Über eben diese Firma Rank startete Graeme Hart vor knapp zwanzig Jahren eine Karriere als klassischer Firmenraider. In immer rascherer Folge und immer grösserem Umfang kaufte er unterbewertete Unternehmen, versilberte die Filetstücke, päppelte schlecht laufende Bereiche wieder auf und veräusserte auch diese, um mit den gelösten Mitteln den nächsten Deal zu finanzieren. Ein saftiger Fischzug gelang seiner Rank Group vor einigen Monaten, als sie den australischen Nahrungsmittelkonzern Burns Philp übernahm, privatisierte und teilweise verkaufte; ein grosses Stück, der Snackhersteller Uncle Tobys, wurde für über 800 Millionen Franken von Nestlé eingesackt. Gegen drei Milliarden Franken liess sich Hart die Übernahme des neuseeländischen Papier- und Verpackungsspezialisten Carter Holt Harvey kosten. Sein Raidertum hat Graeme Hart zum reichsten Neuseeländer gemacht; laut dem US-Wirtschaftsmagazin «Forbes» nennt der 51-Jährige runde 3,3 Milliarden Franken sein Eigen.

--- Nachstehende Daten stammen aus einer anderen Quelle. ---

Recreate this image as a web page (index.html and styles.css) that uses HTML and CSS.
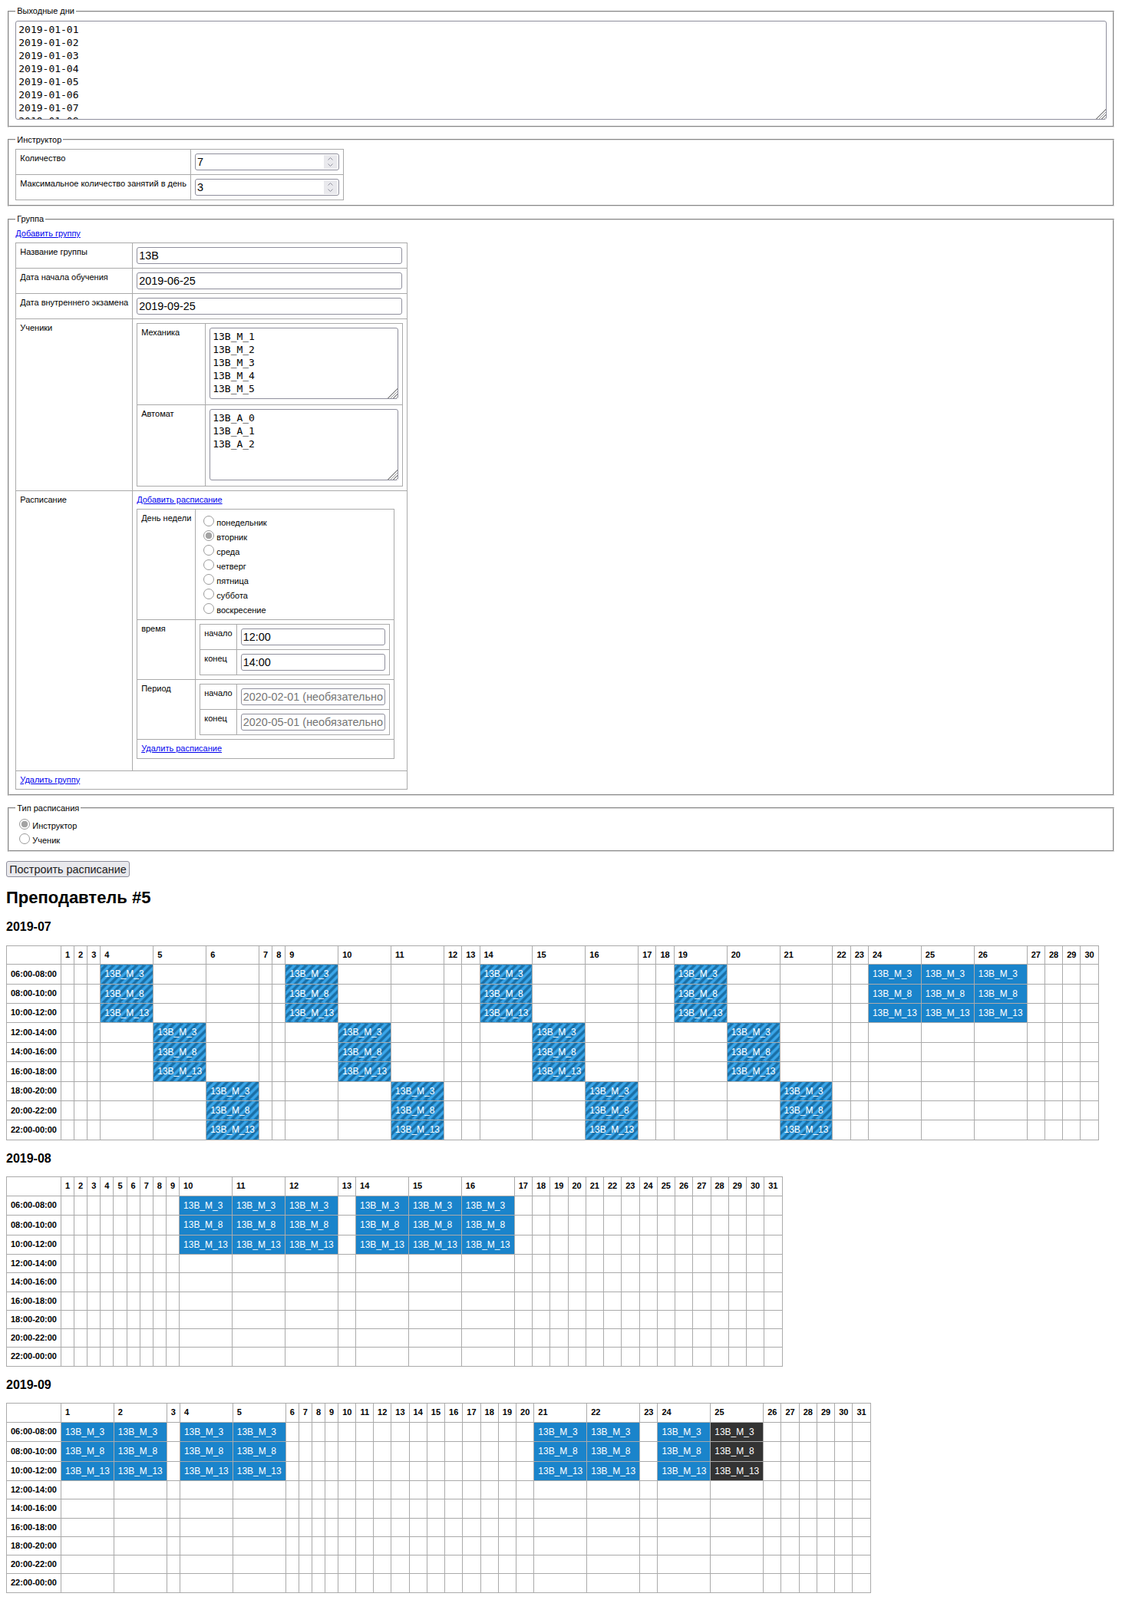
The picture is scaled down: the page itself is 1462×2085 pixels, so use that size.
FILE: index.html
```html
<!DOCTYPE html>
<html lang="ru">

<head>
    <meta charset="utf-8">
    <title>Расписание</title>
    <link rel="stylesheet" href="styles.css">
</head>

<body>
    <form>
        <fieldset>
            <legend>Выходные дни</legend>
            <textarea class="holidays" spellcheck="false">2019-01-01
2019-01-02
2019-01-03
2019-01-04
2019-01-05
2019-01-06
2019-01-07
2019-01-08</textarea>
        </fieldset>

        <fieldset>
            <legend>Инструктор</legend>
            <table class="grid">
                <tr>
                    <td>Количество</td>
                    <td>
                        <span class="spin-wrap">
                            <input class="field-short" type="number" value="7">
                            <svg class="spin" width="17" height="18" viewBox="0 0 17 18" aria-hidden="true">
                                <rect width="17" height="18" fill="#e9e9ed"/>
                                <path d="M5.5 6.5 8.5 3.5 11.5 6.5M5.5 11.5 8.5 14.5 11.5 11.5" fill="none" stroke="#8f8f9d" stroke-width="1"/>
                            </svg>
                        </span>
                    </td>
                </tr>
                <tr>
                    <td>Максимальное количество занятий в день</td>
                    <td>
                        <span class="spin-wrap">
                            <input class="field-short" type="number" value="3">
                            <svg class="spin" width="17" height="18" viewBox="0 0 17 18" aria-hidden="true">
                                <rect width="17" height="18" fill="#e9e9ed"/>
                                <path d="M5.5 6.5 8.5 3.5 11.5 6.5M5.5 11.5 8.5 14.5 11.5 11.5" fill="none" stroke="#8f8f9d" stroke-width="1"/>
                            </svg>
                        </span>
                    </td>
                </tr>
            </table>
        </fieldset>

        <fieldset>
            <legend>Группа</legend>
            <div class="link-row"><a href="#">Добавить группу</a></div>
            <table class="grid">
                <tr>
                    <td>Название группы</td>
                    <td><input class="field-long" type="text" value="13В"></td>
                </tr>
                <tr>
                    <td>Дата начала обучения</td>
                    <td><input class="field-long" type="text" value="2019-06-25"></td>
                </tr>
                <tr>
                    <td>Дата внутреннего экзамена</td>
                    <td><input class="field-long" type="text" value="2019-09-25"></td>
                </tr>
                <tr>
                    <td>Ученики</td>
                    <td>
                        <table class="grid students">
                            <tr>
                                <td class="students-label">Механика</td>
                                <td><textarea class="names" spellcheck="false">13В_М_1
13В_М_2
13В_М_3
13В_М_4
13В_М_5</textarea></td>
                            </tr>
                            <tr>
                                <td class="students-label">Автомат</td>
                                <td><textarea class="names" spellcheck="false">13В_А_0
13В_А_1
13В_А_2</textarea></td>
                            </tr>
                        </table>
                    </td>
                </tr>
                <tr>
                    <td>Расписание</td>
                    <td class="schedule-cell">
                        <div class="link-row"><a href="#">Добавить расписание</a></div>
                        <table class="grid">
                            <tr>
                                <td>День недели</td>
                                <td>
                                    <label class="radio-row"><input type="radio" name="day">понедельник</label>
                                    <label class="radio-row"><input type="radio" name="day" checked>вторник</label>
                                    <label class="radio-row"><input type="radio" name="day">среда</label>
                                    <label class="radio-row"><input type="radio" name="day">четверг</label>
                                    <label class="radio-row"><input type="radio" name="day">пятница</label>
                                    <label class="radio-row"><input type="radio" name="day">суббота</label>
                                    <label class="radio-row"><input type="radio" name="day">воскресение</label>
                                </td>
                            </tr>
                            <tr>
                                <td>время</td>
                                <td>
                                    <table class="grid">
                                        <tr>
                                            <td>начало</td>
                                            <td><input class="field-short" type="text" value="12:00"></td>
                                        </tr>
                                        <tr>
                                            <td>конец</td>
                                            <td><input class="field-short" type="text" value="14:00"></td>
                                        </tr>
                                    </table>
                                </td>
                            </tr>
                            <tr>
                                <td>Период</td>
                                <td>
                                    <table class="grid">
                                        <tr>
                                            <td>начало</td>
                                            <td><input class="field-short" type="text" placeholder="2020-02-01 (необязательно)"></td>
                                        </tr>
                                        <tr>
                                            <td>конец</td>
                                            <td><input class="field-short" type="text" placeholder="2020-05-01 (необязательно)"></td>
                                        </tr>
                                    </table>
                                </td>
                            </tr>
                            <tr>
                                <td colspan="2"><a href="#">Удалить расписание</a></td>
                            </tr>
                        </table>
                    </td>
                </tr>
                <tr>
                    <td colspan="2"><a href="#">Удалить группу</a></td>
                </tr>
            </table>
        </fieldset>

        <fieldset class="type-box">
            <legend>Тип расписания</legend>
            <label class="radio-row"><input type="radio" name="type" checked>Инструктор</label>
            <label class="radio-row"><input type="radio" name="type">Ученик</label>
        </fieldset>

        <button class="build" type="button">Построить расписание</button>
    </form>

    <h1>Преподавтель #5</h1>
    <div id="months"></div>

    <script src="schedule.js"></script>
</body>

</html>
```

FILE: styles.css
```css
body {
    margin: 8px;
    font-family: "Liberation Sans", Arial, sans-serif;
    font-size: 11px;
    line-height: 1.2;
    color: #000;
    background: #fff;
}

fieldset {
    margin: 0 2px 10px;
    padding: 5.5px 8.25px 6px;
    border: 2px groove #dcdcdc;
}

legend {
    padding: 0 2px;
}

a {
    color: #0000ee;
}

.link-row {
    margin-bottom: 5px;
}

.type-box {
    padding-top: 4px;
    padding-bottom: 6px;
}

/* tables */
table {
    border-collapse: collapse;
}

.grid td {
    padding: 5px;
    border: 1px solid #aaa;
    vertical-align: top;
}

.students {
    width: 100%;
}

.grid .students-label {
    width: 78px;
}

.grid .schedule-cell {
    padding-bottom: 15px;
}

/* form controls */
input[type="text"],
input[type="number"] {
    box-sizing: border-box;
    display: block;
    height: 22px;
    padding: 1px 2px;
    border: 1px solid #8f8f9d;
    border-radius: 3px;
    font-family: "Liberation Sans", Arial, sans-serif;
    font-size: 14.4px;
    color: #000;
}

input::placeholder {
    color: #757575;
    opacity: 1;
}

input[type="number"]::-webkit-inner-spin-button {
    -webkit-appearance: none;
}

.field-short {
    width: 188px;
}

.field-long {
    width: 346px;
}

textarea {
    display: block;
    box-sizing: border-box;
    padding: 2px 3px;
    border: 1px solid #8f8f9d;
    border-radius: 3px;
    font-family: "DejaVu Sans Mono", "Liberation Mono", monospace;
    font-size: 13px;
    line-height: 17px;
    overflow: hidden;
    resize: both;
}

textarea::-webkit-resizer {
    background:
        linear-gradient(135deg, #fff 50%, transparent 50%),
        repeating-linear-gradient(135deg, #999 0, #999 1px, #fff 1px, #fff 2.4px);
}

.holidays {
    width: 100%;
    height: 129px;
    margin-bottom: 2px;
}

.names {
    width: 245.5px;
    height: 93px;
    margin-bottom: 2px;
}

.spin-wrap {
    position: relative;
    display: block;
}

.spin {
    position: absolute;
    top: 2px;
    right: 3px;
}

.radio-row {
    display: flex;
    align-items: flex-end;
    height: 19px;
}

.radio-row input {
    appearance: none;
    box-sizing: border-box;
    flex: none;
    align-self: flex-start;
    width: 14px;
    height: 14px;
    margin: 3px 3px 0 5px;
    border: 1px solid #9a9a9a;
    border-radius: 50%;
    background: #fff;
}

.radio-row input:checked {
    background: radial-gradient(circle, #a3a3a3 0, #a3a3a3 4px, #fff 4.6px);
}

.build {
    display: block;
    box-sizing: border-box;
    width: 161px;
    height: 21px;
    margin-top: 12px;
    padding: 0;
    border: 1px solid #8f8f9d;
    border-radius: 3px;
    background: #e9e9ed;
    font-family: "Liberation Sans", Arial, sans-serif;
    font-size: 14.4px;
    color: #222;
}

h1 {
    margin: 14px 0 15px;
    font-size: 22px;
}

h2 {
    margin: 14.25px 0;
    font-size: 16px;
}

/* month calendars */
.month th,
.month td {
    padding: 5px;
    border: 1px solid #aaa;
    text-align: left;
    line-height: 13.3px;
}

.month th {
    font-size: 11px;
    font-weight: bold;
}

.month .lesson {
    font-size: 11.97px;
    line-height: 14.4px;
    color: #fff;
}

.month .plain {
    background: #1a84cb;
}

.month .dark {
    background: #333;
}

.month .striped {
    background: repeating-linear-gradient(135deg, #3aa6ea 0, #3aa6ea 3.5px, #1a6fa6 3.5px, #1a6fa6 7px);
}
```

FILE: schedule.js
```js
var SLOTS = ["06:00-08:00", "08:00-10:00", "10:00-12:00", "12:00-14:00", "14:00-16:00",
    "16:00-18:00", "18:00-20:00", "20:00-22:00", "22:00-00:00"];
var NAMES = ["13В_М_3", "13В_М_8", "13В_М_13"];

// each lesson block: day of month, first slot, kind
var MONTHS = [
    {
        title: "2019-07",
        days: 30,
        blocks: [
            [4, 0, "striped"], [9, 0, "striped"], [14, 0, "striped"], [19, 0, "striped"],
            [5, 3, "striped"], [10, 3, "striped"], [15, 3, "striped"], [20, 3, "striped"],
            [6, 6, "striped"], [11, 6, "striped"], [16, 6, "striped"], [21, 6, "striped"],
            [24, 0, "plain"], [25, 0, "plain"], [26, 0, "plain"]
        ]
    },
    {
        title: "2019-08",
        days: 31,
        blocks: [
            [10, 0, "plain"], [11, 0, "plain"], [12, 0, "plain"],
            [14, 0, "plain"], [15, 0, "plain"], [16, 0, "plain"]
        ]
    },
    {
        title: "2019-09",
        days: 31,
        blocks: [
            [1, 0, "plain"], [2, 0, "plain"], [4, 0, "plain"], [5, 0, "plain"],
            [21, 0, "plain"], [22, 0, "plain"], [24, 0, "plain"], [25, 0, "dark"]
        ]
    }
];

function buildMonth(month) {
    var html = "<h2>" + month.title + "</h2><table class=\"month\"><tr><th></th>";
    for (var d = 1; d <= month.days; d++) {
        html += "<th>" + d + "</th>";
    }
    html += "</tr>";

    SLOTS.forEach(function (slot, row) {
        html += "<tr><th>" + slot + "</th>";
        for (var d = 1; d <= month.days; d++) {
            var block = month.blocks.find(function (b) {
                return b[0] === d && row >= b[1] && row < b[1] + NAMES.length;
            });
            if (block) {
                html += "<td class=\"lesson " + block[2] + "\">" + NAMES[row - block[1]] + "</td>";
            } else {
                html += "<td></td>";
            }
        }
        html += "</tr>";
    });

    return html + "</table>";
}

document.getElementById("months").innerHTML = MONTHS.map(buildMonth).join("");
```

So ungewöhlich wie seine Karriere, so ungewöhnlich auch sein Privatleben. Der Vater zweier Kinder liebt es, mit den Haien schwimmen zu gehen – mit jenen im Meer. «Es gibt mir einen Kick, wenn um mich herum Hammerhaie schwimmen», beschrieb Hart einst sein gefährliches Hobby. Schon fast gewöhnlich nimmt sich dagegen seine Liebe fürs Segeln aus. Vor wenigen Jahren kaufte er sich für die Kleinigkeit von 45 Millionen Franken eine 63-Meter-Hochseeyacht und taufte sie auf «Ulysses». Anfang dieses Jahres geriet Hart deswegen jedoch ungewollt in die Schlagzeilen; er barg in der Nähe der neuseeländischen Insel Waiheke drei Menschen sowie einen Hund von einem brennenden Boot und brachte sie ans Ufer. Bevor die Rettungskräfte bei Graeme Hart Informationen über die Rettung einholen konnten, war dieser auch schon verschwunden. Den Journalisten, die bei Rank Group vorsprachen, wurde gesagt, man habe nichts zu sagen und Mr. Hart sei sowieso nicht zu erreichen.

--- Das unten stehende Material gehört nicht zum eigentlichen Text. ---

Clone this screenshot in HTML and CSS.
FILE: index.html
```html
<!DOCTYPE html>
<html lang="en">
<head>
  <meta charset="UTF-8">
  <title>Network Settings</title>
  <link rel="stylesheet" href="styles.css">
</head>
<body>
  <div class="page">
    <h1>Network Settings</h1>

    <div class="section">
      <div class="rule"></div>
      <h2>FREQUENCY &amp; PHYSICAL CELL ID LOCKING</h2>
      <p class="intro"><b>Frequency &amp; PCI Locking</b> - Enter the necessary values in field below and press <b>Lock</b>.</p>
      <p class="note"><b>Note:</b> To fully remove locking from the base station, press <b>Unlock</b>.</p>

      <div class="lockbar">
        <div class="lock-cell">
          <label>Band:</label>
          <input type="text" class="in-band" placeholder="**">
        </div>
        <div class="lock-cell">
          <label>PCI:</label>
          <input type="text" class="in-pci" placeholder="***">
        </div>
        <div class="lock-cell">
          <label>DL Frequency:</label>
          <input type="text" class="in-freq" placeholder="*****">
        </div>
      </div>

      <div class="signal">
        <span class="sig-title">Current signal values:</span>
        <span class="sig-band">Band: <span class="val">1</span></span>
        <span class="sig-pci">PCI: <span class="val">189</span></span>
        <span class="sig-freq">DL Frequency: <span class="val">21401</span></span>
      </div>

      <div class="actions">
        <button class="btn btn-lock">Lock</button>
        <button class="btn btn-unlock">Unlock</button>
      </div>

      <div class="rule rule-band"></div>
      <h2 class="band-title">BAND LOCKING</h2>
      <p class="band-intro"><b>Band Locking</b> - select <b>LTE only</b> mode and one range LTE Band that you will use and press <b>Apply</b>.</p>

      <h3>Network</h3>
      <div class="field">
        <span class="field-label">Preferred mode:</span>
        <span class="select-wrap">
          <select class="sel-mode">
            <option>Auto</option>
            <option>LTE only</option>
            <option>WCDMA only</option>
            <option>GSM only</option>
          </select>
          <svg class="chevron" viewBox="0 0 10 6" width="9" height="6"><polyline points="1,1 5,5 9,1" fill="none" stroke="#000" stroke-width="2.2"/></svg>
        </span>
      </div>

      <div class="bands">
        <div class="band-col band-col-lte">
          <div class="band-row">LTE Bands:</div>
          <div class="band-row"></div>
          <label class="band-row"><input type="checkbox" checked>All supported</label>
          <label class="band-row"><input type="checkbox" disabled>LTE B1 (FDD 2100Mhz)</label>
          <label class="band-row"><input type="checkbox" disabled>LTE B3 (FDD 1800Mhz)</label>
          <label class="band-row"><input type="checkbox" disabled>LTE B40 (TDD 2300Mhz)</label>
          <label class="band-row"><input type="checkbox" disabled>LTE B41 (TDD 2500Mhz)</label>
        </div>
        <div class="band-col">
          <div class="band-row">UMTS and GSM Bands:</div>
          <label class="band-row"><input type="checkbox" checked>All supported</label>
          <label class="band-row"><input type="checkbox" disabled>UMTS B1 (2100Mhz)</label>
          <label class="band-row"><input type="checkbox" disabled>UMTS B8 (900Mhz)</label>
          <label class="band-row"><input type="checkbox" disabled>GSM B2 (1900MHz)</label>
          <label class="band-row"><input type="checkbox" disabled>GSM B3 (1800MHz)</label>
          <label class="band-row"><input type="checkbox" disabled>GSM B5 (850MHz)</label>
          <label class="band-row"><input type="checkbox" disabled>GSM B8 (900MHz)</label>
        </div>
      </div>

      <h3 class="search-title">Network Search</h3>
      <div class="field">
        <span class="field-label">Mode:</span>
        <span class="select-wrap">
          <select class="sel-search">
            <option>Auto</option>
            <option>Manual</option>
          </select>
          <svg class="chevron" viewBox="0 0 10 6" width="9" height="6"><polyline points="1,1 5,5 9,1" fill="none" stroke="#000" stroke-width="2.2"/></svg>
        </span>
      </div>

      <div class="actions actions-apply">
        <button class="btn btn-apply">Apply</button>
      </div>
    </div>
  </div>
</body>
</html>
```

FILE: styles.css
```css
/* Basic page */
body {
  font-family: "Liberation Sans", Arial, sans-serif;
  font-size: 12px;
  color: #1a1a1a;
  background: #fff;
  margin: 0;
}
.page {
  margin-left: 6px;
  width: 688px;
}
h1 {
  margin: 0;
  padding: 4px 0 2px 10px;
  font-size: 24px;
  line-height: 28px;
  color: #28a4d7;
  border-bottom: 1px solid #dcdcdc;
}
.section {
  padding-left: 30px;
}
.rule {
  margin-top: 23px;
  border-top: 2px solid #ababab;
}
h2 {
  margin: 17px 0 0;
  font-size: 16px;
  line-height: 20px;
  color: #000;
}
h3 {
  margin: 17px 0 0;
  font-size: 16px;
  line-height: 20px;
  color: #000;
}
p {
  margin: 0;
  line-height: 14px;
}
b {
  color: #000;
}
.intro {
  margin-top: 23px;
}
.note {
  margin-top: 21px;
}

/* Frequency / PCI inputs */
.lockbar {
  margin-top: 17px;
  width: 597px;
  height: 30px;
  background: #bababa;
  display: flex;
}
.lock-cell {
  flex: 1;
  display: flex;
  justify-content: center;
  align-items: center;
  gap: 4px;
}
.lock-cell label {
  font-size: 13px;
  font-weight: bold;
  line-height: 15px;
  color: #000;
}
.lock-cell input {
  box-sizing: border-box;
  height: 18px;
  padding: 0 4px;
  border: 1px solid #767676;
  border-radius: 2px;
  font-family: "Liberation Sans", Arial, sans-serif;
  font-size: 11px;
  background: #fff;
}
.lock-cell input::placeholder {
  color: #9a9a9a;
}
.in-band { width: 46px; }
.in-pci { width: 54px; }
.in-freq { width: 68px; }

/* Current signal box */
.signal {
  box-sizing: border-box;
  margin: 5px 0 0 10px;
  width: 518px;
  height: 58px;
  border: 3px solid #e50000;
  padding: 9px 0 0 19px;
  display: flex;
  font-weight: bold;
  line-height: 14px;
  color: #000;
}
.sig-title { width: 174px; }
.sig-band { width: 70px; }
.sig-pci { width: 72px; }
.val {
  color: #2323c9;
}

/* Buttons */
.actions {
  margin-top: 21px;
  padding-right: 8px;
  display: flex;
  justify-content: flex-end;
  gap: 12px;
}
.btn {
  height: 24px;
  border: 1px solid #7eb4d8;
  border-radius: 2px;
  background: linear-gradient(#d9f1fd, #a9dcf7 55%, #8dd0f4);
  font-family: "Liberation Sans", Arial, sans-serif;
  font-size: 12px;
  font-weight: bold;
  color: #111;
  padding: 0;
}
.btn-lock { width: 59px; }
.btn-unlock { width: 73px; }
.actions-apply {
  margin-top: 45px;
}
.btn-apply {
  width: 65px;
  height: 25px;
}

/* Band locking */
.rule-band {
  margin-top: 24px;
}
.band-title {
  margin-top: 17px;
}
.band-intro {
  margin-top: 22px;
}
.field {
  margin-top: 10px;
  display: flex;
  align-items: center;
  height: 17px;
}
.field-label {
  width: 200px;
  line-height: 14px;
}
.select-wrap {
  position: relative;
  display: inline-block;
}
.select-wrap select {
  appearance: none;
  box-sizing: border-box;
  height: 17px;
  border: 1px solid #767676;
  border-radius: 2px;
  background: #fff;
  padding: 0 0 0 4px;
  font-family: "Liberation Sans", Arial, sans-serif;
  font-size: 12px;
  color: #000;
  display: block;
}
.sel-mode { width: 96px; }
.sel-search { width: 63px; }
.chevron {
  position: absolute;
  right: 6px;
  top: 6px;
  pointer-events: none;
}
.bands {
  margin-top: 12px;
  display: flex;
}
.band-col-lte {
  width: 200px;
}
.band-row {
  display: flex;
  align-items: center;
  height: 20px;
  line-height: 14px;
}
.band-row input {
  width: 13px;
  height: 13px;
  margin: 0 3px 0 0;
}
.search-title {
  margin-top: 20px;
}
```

Es sieht ganz so aus, als ob Graeme Hart nun seinen Fokus vermehrt vom Firmenraider zum Unternehmer verschiebt. Bei der SIG in Neuhausen jedenfalls wird Rank als «attraktiver Partner» gelobt. Auch zeigt man sich zuversichtlich, dass die Firma nicht einfach zerstückelt, sondern weitergeführt wird. Rank hat den Schweizern zugesichert, den Konzern unter dem bisherigen Management, am bisherigen Sitz und unter bisherigem Namen weiterführen zu wollen.

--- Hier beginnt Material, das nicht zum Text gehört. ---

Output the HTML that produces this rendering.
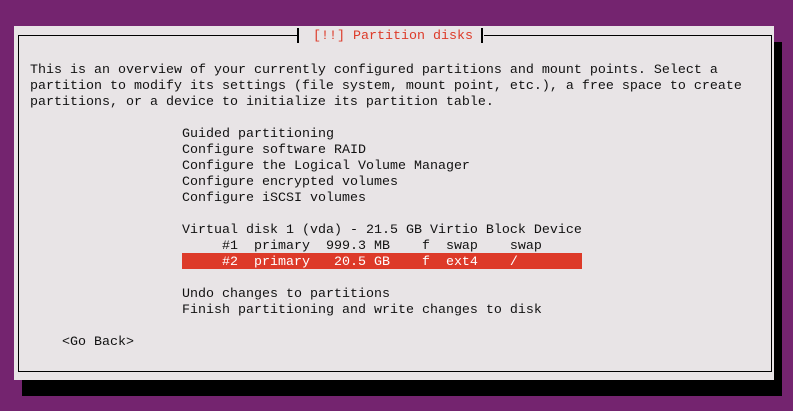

Die Rank Group arbeitet schon seit geraumer Zeit daran, einen globalen Konzern aufzubauen, der ein breites Spektrum an Verpackungslösungen anbieten kann. So soll die SIG mit der bereits früher für 600 Millionen Franken von International Paper übernommenen Getränkeverpackungsfirma BevPack zusammengeführt werden. Dazu gesellt sich die Verpackungsdivision von Carter Holt Harvey. Graeme Hart jedoch soll, so wird gemunkelt, noch Gewaltigeres vorschweben. So soll er es nun auf die Amcor-Gruppe abgesehen haben. Allerdings ist Amcor sogar für Rank ein ziemlich schwerer Brocken; der nach eigenem Bekunden führende Verpackungskonzern Australiens und Neuseelands sowie weltweit die Nummer zwei erzielte im vergangenen Geschäftsjahr einen Umsatz von 11,4 Milliarden Franken. Und die Börsenkapitalisierung stellt sich auf 6,7 Milliarden.

Am 7. Mai dieses Jahres bittet SIG zur letzten Generalversammlung. Da werden wohl nochmals viele Aktionäre des Verpackungskonzerns erscheinen, nicht zuletzt in der Hoffnung, einen schnellen Blick auf den neuseeländischen Exzentriker werfen zu können. Es bleibt wohl bei der Hoffnung.